Beyond Infinity:An Expedition to the Outer Limits of Mathematics

Beyond Infinity: An exploration of the outer limits of mathematics is a book in two parts. The first part, Eugenia Cheng, in her very characteristic narrative, takes us through a variety of mathematical explorations of the idea of infinity and provides us with a beautifully crafted insight into the inner workings of the journey of mathematical thinking. As we turn the pages, we buildup, step by step, a deeper and deeper understanding of what infinity is and what it is not. Cheng takes our mind on a journey of explorations of mathematical ideas and the creation of mathematical objects.  She makes us play with these objects to gain understanding about infinity and as the story unravels we go along with fun mental twists and turns.

What would happen if infinity were a number? She introduces natural numbers, rational numbers, real numbers, all through beautiful analogies and leads us to the discovery that infinity cannot be any of those. So, we conclude, infinity is not a “normal type” of number. So what is it? In the mental mystery of discovering things about infinity we encounter Hilbert Hotels, Cantor’s diagonalization argument, different sizes of infinities, as well as cardinal and ordinal numbers. Cheng excels in her use of analogies and stories to bring her readers closer and closer to the idea of infinity.

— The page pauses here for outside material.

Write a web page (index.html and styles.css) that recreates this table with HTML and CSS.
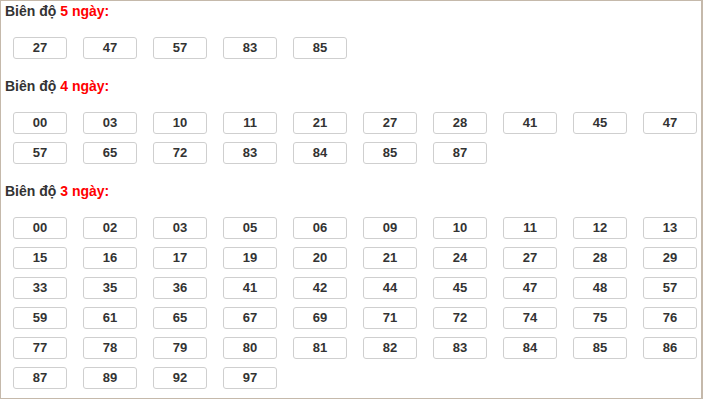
FILE: index.html
```html
<!DOCTYPE html>
<html lang="vi">
<head>
<meta charset="utf-8">
<title>Biên độ</title>
<link rel="stylesheet" href="styles.css">
</head>
<body>
<div class="frame">
  <section class="group">
    <h3 class="title">Biên độ <span class="hl">5 ngày:</span></h3>
    <ul class="nums">
      <li>27</li><li>47</li><li>57</li><li>83</li><li>85</li>
    </ul>
  </section>
  <section class="group">
    <h3 class="title">Biên độ <span class="hl">4 ngày:</span></h3>
    <ul class="nums">
      <li>00</li><li>03</li><li>10</li><li>11</li><li>21</li><li>27</li><li>28</li><li>41</li><li>45</li><li>47</li>
      <li>57</li><li>65</li><li>72</li><li>83</li><li>84</li><li>85</li><li>87</li>
    </ul>
  </section>
  <section class="group">
    <h3 class="title">Biên độ <span class="hl">3 ngày:</span></h3>
    <ul class="nums">
      <li>00</li><li>02</li><li>03</li><li>05</li><li>06</li><li>09</li><li>10</li><li>11</li><li>12</li><li>13</li>
      <li>15</li><li>16</li><li>17</li><li>19</li><li>20</li><li>21</li><li>24</li><li>27</li><li>28</li><li>29</li>
      <li>33</li><li>35</li><li>36</li><li>41</li><li>42</li><li>44</li><li>45</li><li>47</li><li>48</li><li>57</li>
      <li>59</li><li>61</li><li>65</li><li>67</li><li>69</li><li>71</li><li>72</li><li>74</li><li>75</li><li>76</li>
      <li>77</li><li>78</li><li>79</li><li>80</li><li>81</li><li>82</li><li>83</li><li>84</li><li>85</li><li>86</li>
      <li>87</li><li>89</li><li>92</li><li>97</li>
    </ul>
  </section>
</div>
</body>
</html>
```

FILE: styles.css
```css
html, body {
  margin: 0;
  padding: 0;
  background: #fff;
}
body {
  font-family: "Liberation Sans", Arial, sans-serif;
  color: #333;
  overflow: hidden;
}
.frame {
  box-sizing: border-box;
  width: 703px;
  height: 399px;
  border: 1px solid #c5b9ab;
  border-right-width: 2px;
  padding: 0 0 0 4px;
}
.group {
  margin-bottom: 17px;
}
.title {
  margin: 0;
  font-size: 14px;
  font-weight: bold;
  line-height: 20px;
  color: #333;
}
.hl {
  color: #f00;
}
.nums {
  list-style: none;
  margin: 16px 0 0 8px;
  padding: 0;
  display: grid;
  grid-template-columns: repeat(10, 54px);
  column-gap: 16px;
  row-gap: 8px;
}
.nums li {
  box-sizing: border-box;
  height: 22px;
  border: 1px solid #cfcfcf;
  border-radius: 3px;
  text-align: center;
  font-size: 13px;
  font-weight: bold;
  line-height: 20px;
  color: #333;
}
```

Once we have a sense for infinity, the second half of the book illustrates some encounters with infinity of the very big and the very small types. We compare growth rates thinking about folding puff pastry and later through song shuffles. We’re introduced to the idea of dimension, transition into infinite dimensions, and then get a glimpse of category theory. Later we turn to the infinitesimally small and consider infinite sums of smaller and smaller numbers that lead to mind-blowing paradoxes. We get to think about the idea of limits as targets that get smaller and smaller. She fills gaps in the real line and shows that irrationals are indeed on the real line which gets us close to the definition of real numbers. This part of the book is called the sights, and that is exactly how it feels, we get a little taste of infinity in different contexts, and are left wanting more.

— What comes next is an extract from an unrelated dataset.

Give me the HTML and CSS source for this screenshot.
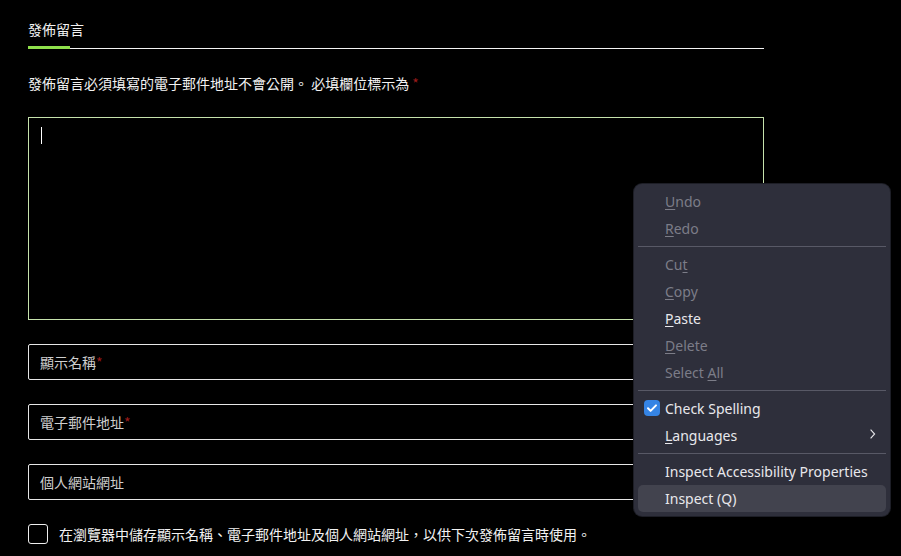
FILE: index.html
```html
<!DOCTYPE html>
<html lang="zh-Hant">
<head>
<meta charset="utf-8">
<link rel="stylesheet" href="styles.css">
</head>
<body>
<div class="page">
  <div class="tabbar"><div class="tab">發佈留言</div></div>
  <p class="notes">發佈留言必須填寫的電子郵件地址不會公開。 必填欄位標示為 <span class="req">*</span></p>
  <div class="textarea"><span class="caret"></span></div>
  <div class="field">顯示名稱<span class="req">*</span></div>
  <div class="field">電子郵件地址<span class="req">*</span></div>
  <div class="field">個人網站網址</div>
  <div class="consent"><span class="box"></span><span>在瀏覽器中儲存顯示名稱、電子郵件地址及個人網站網址，以供下次發佈留言時使用。</span></div>
</div>

<div class="menu">
  <div class="item off"><u>U</u>ndo</div>
  <div class="item off"><u>R</u>edo</div>
  <div class="sep"></div>
  <div class="item off">Cu<u>t</u></div>
  <div class="item off"><u>C</u>opy</div>
  <div class="item"><u>P</u>aste</div>
  <div class="item off"><u>D</u>elete</div>
  <div class="item off">Select <u>A</u>ll</div>
  <div class="sep"></div>
  <div class="item"><span class="check"><svg viewBox="0 0 16 16" width="16" height="16"><rect x="0" y="0" width="16" height="16" rx="4" fill="#3584e4"/><path d="M4 8.3l2.6 2.6L12 5.4" fill="none" stroke="#fff" stroke-width="2" stroke-linecap="round" stroke-linejoin="round"/></svg></span>Check Spelling</div>
  <div class="item"><u>L</u>anguages<span class="chev"><svg viewBox="0 0 10 14" width="8" height="12"><path d="M2 1.5l5 5.5-5 5.5" fill="none" stroke="#e6e6ea" stroke-width="1.4"/></svg></span></div>
  <div class="sep"></div>
  <div class="item">Inspect Accessibility Properties</div>
  <div class="item hl">Inspect (Q)</div>
</div>
</body>
</html>
```

FILE: styles.css
```css
html, body {
  margin: 0;
  padding: 0;
  background: #000;
}
body {
  width: 901px;
  height: 556px;
  overflow: hidden;
  position: relative;
  font-family: "Noto Sans CJK TC", "Noto Sans", sans-serif;
  color: #f2f2f2;
  font-size: 14px;
}
.page {
  width: 736px;
  padding: 0 0 0 28px;
}
.tabbar {
  display: flex;
  border-bottom: 1px solid #f4f4f4;
}
.tab {
  position: relative;
  padding: 19px 0 10px;
  line-height: 20px;
  margin-bottom: -1px;
  font-size: 14px;
}
.tab::after {
  content: "";
  position: absolute;
  left: 0;
  bottom: 0;
  width: 42px;
  height: 3px;
  background: #8fe04b;
}
.notes {
  margin: 24px 0 0;
  line-height: 20px;
  height: 20px;
}
.req {
  color: #9b1b1b;
}
.textarea {
  margin-top: 24px;
  height: 203px;
  border: 1px solid #c6e2ad;
  box-sizing: border-box;
  padding: 9px 12px;
}
.caret {
  display: block;
  width: 1px;
  height: 17px;
  background: #fff;
}
.field {
  margin-top: 24px;
  height: 36px;
  box-sizing: border-box;
  border: 1px solid #e6e6e6;
  border-radius: 2px;
  padding: 0 11px;
  display: flex;
  align-items: center;
  color: #cfcfcf;
}
.consent {
  margin-top: 24px;
  display: flex;
  align-items: center;
  gap: 11px;
  line-height: 20px;
}
.box {
  width: 20px;
  height: 20px;
  box-sizing: border-box;
  border: 1px solid #eee;
  border-radius: 3px;
  flex: none;
}
.menu {
  position: absolute;
  left: 634px;
  top: 184px;
  width: 256px;
  box-sizing: border-box;
  background: #2e2f3b;
  border-radius: 8px;
  padding: 4px 4px;
  font-family: "Noto Sans", sans-serif;
  font-size: 14px;
  color: #e8e8ec;
  box-shadow: 0 0 0 1px #1d1e26;
}
.item {
  position: relative;
  height: 27px;
  line-height: 27px;
  padding-left: 27px;
  border-radius: 5px;
}
.item u {
  text-decoration-thickness: 1px;
  text-underline-offset: 2px;
}
.off {
  color: #7c7d88;
}
.hl {
  background: #42434e;
}
.sep {
  height: 1px;
  background: #585966;
  margin: 4px 0 4px;
}
.check {
  position: absolute;
  left: 6px;
  top: 5px;
  width: 16px;
  height: 16px;
  line-height: 0;
}
.chev {
  position: absolute;
  right: 9px;
  top: 6px;
  line-height: 0;
}
```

Think this book is accessible to anyone curious about infinity. I have found myself recommending this book to my college students as a nice introduction to the idea of infinity, but also as a good introduction to how mathematicians can make up and play with mathematical objects, to build mathematics. It is a fun and instructive reading.

Zdeňka Guadarrama is a Professor of Mathematics, Chair of the Department of Decisions and Mathematical Sciences at Rockhurst University in Kansas City, MO, and Co-Director of Mathapalooza a mathematics community outreach initiative. She is passionate about mathematics education and outreach, with her work currently focusing on curriculum development through inquiry, and the intersections of mathematics with other fields, particularly the arts. She coauthored the book Calculus: A guided Inquiry.